Human-in-the-loop
When to pause, when to proceed
There's a design choice buried inside every agent system that most teams make implicitly rather than deliberately: at what points, if any, does a human have to say yes before something irreversible happens? Teams that don't ask this question explicitly tend to discover the answer in production, usually after an agent has done something expensive, public, or impossible to undo. Teams that ask it upfront build something different — not less autonomous, but autonomy with a specific, designed boundary.
HITL vs. HotL: Two Different Things
The vocabulary matters here because the two most common oversight patterns are often conflated. Human-in-the-loop means the agent pauses. It cannot proceed without an explicit human response — approve, reject, or redirect. Human-on-the-loop means the agent executes, but a human can observe and intervene in real time. If they don't, execution continues.
HITL is a blocking gate. HotL is a monitoring posture. Both have legitimate uses. The mistake is applying HotL to situations that require HITL — assuming that because a human could intervene, they will, in time, with enough context to make the right call. Agentic AI inverts the traditional review relationship: previously, AI suggested and humans decided; now, AI executes and humans intervene if they catch it. The window for intervention has shrunk from hours to seconds. For actions with large blast radius, HotL is not a substitute.

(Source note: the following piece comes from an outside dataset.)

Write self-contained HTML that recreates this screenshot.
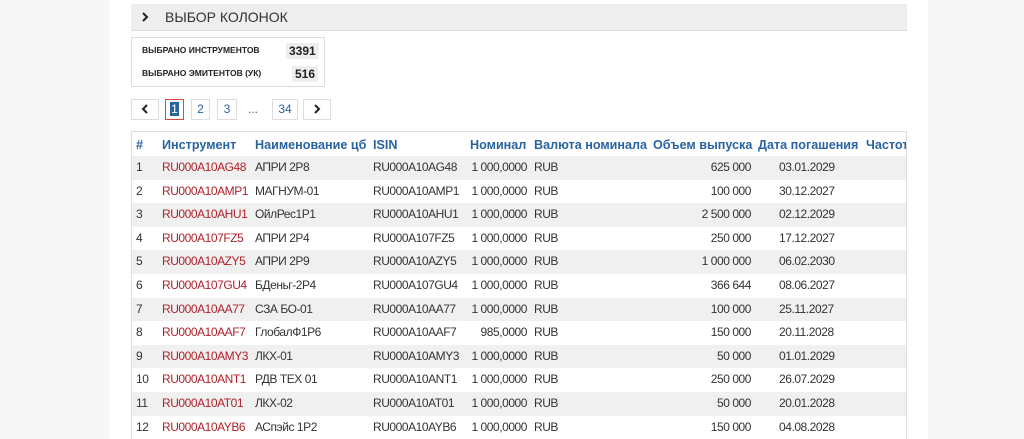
<!DOCTYPE html>
<html><head><meta charset="utf-8"><style>
*{margin:0;padding:0;box-sizing:border-box}
body{width:1024px;height:439px;overflow:hidden;background:#f7f7f7;font-family:"Liberation Sans","DejaVu Sans",sans-serif;font-size:12px;color:#333;position:relative}
.main{position:absolute;left:110px;top:0;width:818px;height:439px;background:#fff}
.a{position:absolute;white-space:nowrap}
.bar{position:absolute;left:131px;top:4px;width:776px;height:27px;background:#eee;border-bottom:1px solid #ddd}
.stats{position:absolute;left:131px;top:37px;width:194px;height:50px;border:1px solid #ddd}
.lbl{font-size:8.5px;font-weight:bold;color:#222}
.num{background:#eee;font-weight:bold;font-size:12px;padding:1px 3px;color:#222}
.pg{position:absolute;top:99px;height:21px;border:1px solid #ddd;text-align:center;line-height:19px;color:#2a64a0;font-size:12px}
.tbl{position:absolute;left:131px;top:131px;width:776px;height:308px;border-left:1px solid #ddd;border-top:1px solid #ddd;border-right:1px solid #ddd;overflow:hidden}
.th{position:absolute;top:0;height:24px;line-height:26px;font-weight:bold;color:#2a64a0;font-size:12.6px;white-space:nowrap}
.row{position:absolute;left:0;width:776px;height:23.6px;line-height:23.6px;font-size:12px;letter-spacing:-0.45px}
.row.g{background:#f0f0f0}
.c{position:absolute;white-space:nowrap;top:0}
.r{color:#b0212b}
</style></head><body>
<div class="main"></div>
<div class="bar"><svg class="a" style="left:10px;top:8px" width="8" height="10"><path d="M2 1 L6 5 L2 9" stroke="#222" stroke-width="2" fill="none"/></svg><span class="a" style="left:34px;top:5px;font-size:14px;color:#333">ВЫБОР КОЛОНОК</span></div>
<div class="stats">
<span class="a lbl" style="left:10px;top:7px">ВЫБРАНО ИНСТРУМЕНТОВ</span>
<span class="a num" style="left:154px;top:5px">3391</span>
<span class="a lbl" style="left:10px;top:30px">ВЫБРАНО ЭМИТЕНТОВ (УК)</span>
<span class="a num" style="left:160px;top:28px">516</span>
</div>
<div class="pg" style="left:131px;width:28px"><svg width="8" height="10" style="margin-top:4px"><path d="M6 1 L2 5 L6 9" stroke="#222" stroke-width="2" fill="none"/></svg></div>
<div class="pg" style="left:165px;width:19px;border-color:#d44"><span style="background:#2a64a0;color:#fff;padding:0 1px">1</span></div>
<div class="pg" style="left:191px;width:19px">2</div>
<div class="pg" style="left:217px;width:20px">3</div>
<div class="a" style="left:248px;top:102px;color:#666">...</div>
<div class="pg" style="left:272px;width:26px">34</div>
<div class="pg" style="left:303px;width:28px"><svg width="8" height="10" style="margin-top:4px"><path d="M2 1 L6 5 L2 9" stroke="#222" stroke-width="2" fill="none"/></svg></div>
<div class="tbl">
<div class="th" style="left:4px">#</div>
<div class="th" style="left:30px">Инструмент</div>
<div class="th" style="left:123px">Наименование цб</div>
<div class="th" style="left:241px">ISIN</div>
<div class="th" style="left:338px">Номинал</div>
<div class="th" style="left:402px">Валюта номинала</div>
<div class="th" style="left:521px">Объем выпуска</div>
<div class="th" style="left:626px">Дата погашения</div>
<div class="th" style="left:734px">Частота</div>
<div id="rows"></div>
</div>
<script>
var d=[["RU000A10AG48","АПРИ 2Р8","1 000,0000","625 000","03.01.2029"],
["RU000A10AMP1","МАГНУМ-01","1 000,0000","100 000","30.12.2027"],
["RU000A10AHU1","ОйлРес1Р1","1 000,0000","2 500 000","02.12.2029"],
["RU000A107FZ5","АПРИ 2Р4","1 000,0000","250 000","17.12.2027"],
["RU000A10AZY5","АПРИ 2Р9","1 000,0000","1 000 000","06.02.2030"],
["RU000A107GU4","БДеньг-2Р4","1 000,0000","366 644","08.06.2027"],
["RU000A10AA77","СЗА БО-01","1 000,0000","100 000","25.11.2027"],
["RU000A10AAF7","ГлобалФ1Р6","985,0000","150 000","20.11.2028"],
["RU000A10AMY3","ЛКХ-01","1 000,0000","50 000","01.01.2029"],
["RU000A10ANT1","РДВ ТЕХ 01","1 000,0000","250 000","26.07.2029"],
["RU000A10AT01","ЛКХ-02","1 000,0000","50 000","20.01.2028"],
["RU000A10AYB6","АСпэйс 1Р2","1 000,0000","150 000","04.08.2028"]];
var h="";
d.forEach(function(r,i){
h+='<div class="row'+(i%2==0?' g':'')+'" style="top:'+(24+i*23.6)+'px">'+
'<span class="c" style="left:4px">'+(i+1)+'</span>'+
'<span class="c r" style="left:30px">'+r[0]+'</span>'+
'<span class="c" style="left:123px">'+r[1]+'</span>'+
'<span class="c" style="left:241px">'+r[0]+'</span>'+
'<span class="c" style="right:381px">'+r[2]+'</span>'+
'<span class="c" style="left:402px">RUB</span>'+
'<span class="c" style="right:157px">'+r[3]+'</span>'+
'<span class="c" style="left:647px">'+r[4]+'</span></div>';});
document.getElementById("rows").innerHTML=h;
</script>
</body></html>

The Classification Decision: What Needs a Gate
The most common mistake in HITL design is treating it as an all-or-nothing choice: either every action gets a gate (expensive, slow, defeats the purpose of an agent), or nothing does (fast, but exposes the system to all the failure modes above). The right answer is classification — every action in the agent's tool set is categorized by risk, and the oversight pattern is determined by the category.
Fully autonomous — no gate required.
Actions that are low-blast-radius, reversible, and within a well-tested scope. Reading data, searching knowledge bases, drafting content that gets reviewed before sending, calling APIs with no side effects.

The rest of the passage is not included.